Franklin Roosevelt mastered the use of radio. John F. Kennedy and Ronald Reagan were top of the game on TV. And Donald Trump is the first AI slop president.
Since January, Trump’s administration has used artificial intelligence to churn out a steady stream of fake images on social media, from alligators in ICE hats to crying members of Congress,while the official White House account on X has used it to portray the president as Superman, the pope and a villain from “Star Wars.”
Earlier this week, Trump used his account on his personal social media platform, Truth Social, to share an AI-generated clip showing former President Barack Obama being forcibly detained by the FBI. As bizarre as it was, it fit in with his other nonsensical memes, which included various Democrats in orange prison jumpsuits as the “Shady Bunch” and a fake-looking video of a woman in a bikini catching a snake with her bare hands.
There’s a term for someone using social media this way that can’t be repeated in polite company, so let’s just call it slop-posting. It’s usually done by a 14-year-old boy, or someone who still acts like one, and it’s mostly just absurd or mildly offensive. It’s not harmless, necessarily, but it’s mostly just lame trolling.
But when the president does it, it’s something else entirely. Even in the most harmless AI-generated memes, Trump is muddying the waters on what is real, encouraging his supporters to believe everything and nothing.
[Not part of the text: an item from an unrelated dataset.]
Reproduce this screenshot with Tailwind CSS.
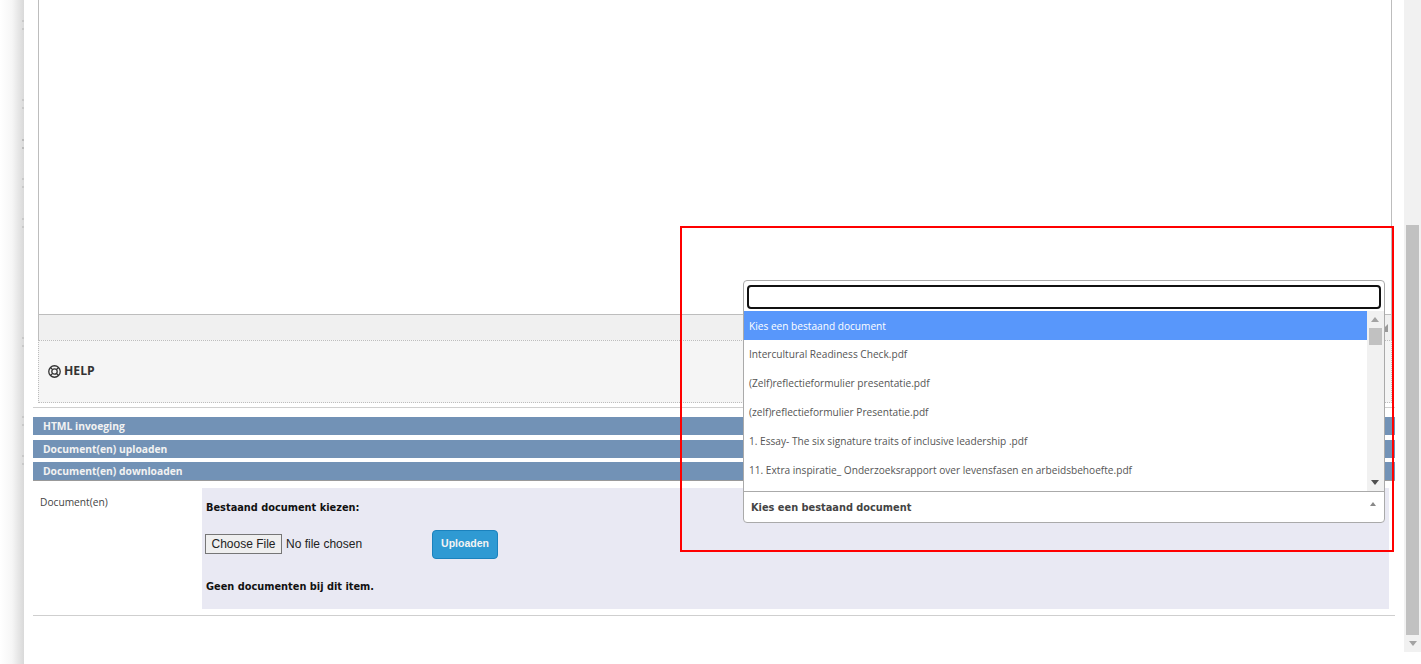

Did a woman in a bikini really catch a snake? Is Obama really going to be arrested? To a Trump supporter steeped in these memes, the answer may not even matter.
The president is supposed to be the ultimate consumer of facts, not a producer of falsehoods.
Still, reality matters. The White House is supposed to be the command center of a vast machinery of intelligence agents, analysts and military strategists who come together every day to figure out what is really happening in the world so that the president can make an informed decision. The president is supposed to be the ultimate consumer of facts, not a producer of falsehoods.
That isn’t always the case, of course. Presidents have lied or cited false evidence in the past, but they paid a price. It became a huge scandal when the president said that a U.S. ship in the Gulf of Tonkin was attacked, that he did not know anything about a break-in at the Watergate, that he did not have sexual relations with that woman or that Iraq sought yellowcake uranium.
A sitting president posting a falsified video of a former president would have been a much bigger deal just a few years ago, but at this point, we are all so tired. Trump has made it his mission to blame everyone else for the problems he’s created, going so far Tuesday as to accuse Obama of “treason” and continuing to push the conspiracy that the left rigged the past two elections.
Obama, who typically tries to remain above the fray, even came out against this latest shock, stating through a spokesperson that while his office normally ignores the “constant nonsense and misinformation” coming from the Trump White House, the “bizarre allegations” of election-rigging are “ridiculous” and a “weak attempt at distraction.”
Outside of the United States, fake images have long been a tool of autocratic governments. In the then-Soviet Union, Joseph Stalin had photographs retouched to remove his political rivals, make himself look more attractive and make his crowds seem larger than they were. In more modern times, North Korea’s Kim Jong Il and Kim Jong Un have photoshopped out their blemishes and tweaked their PR appearances to boost their reputations.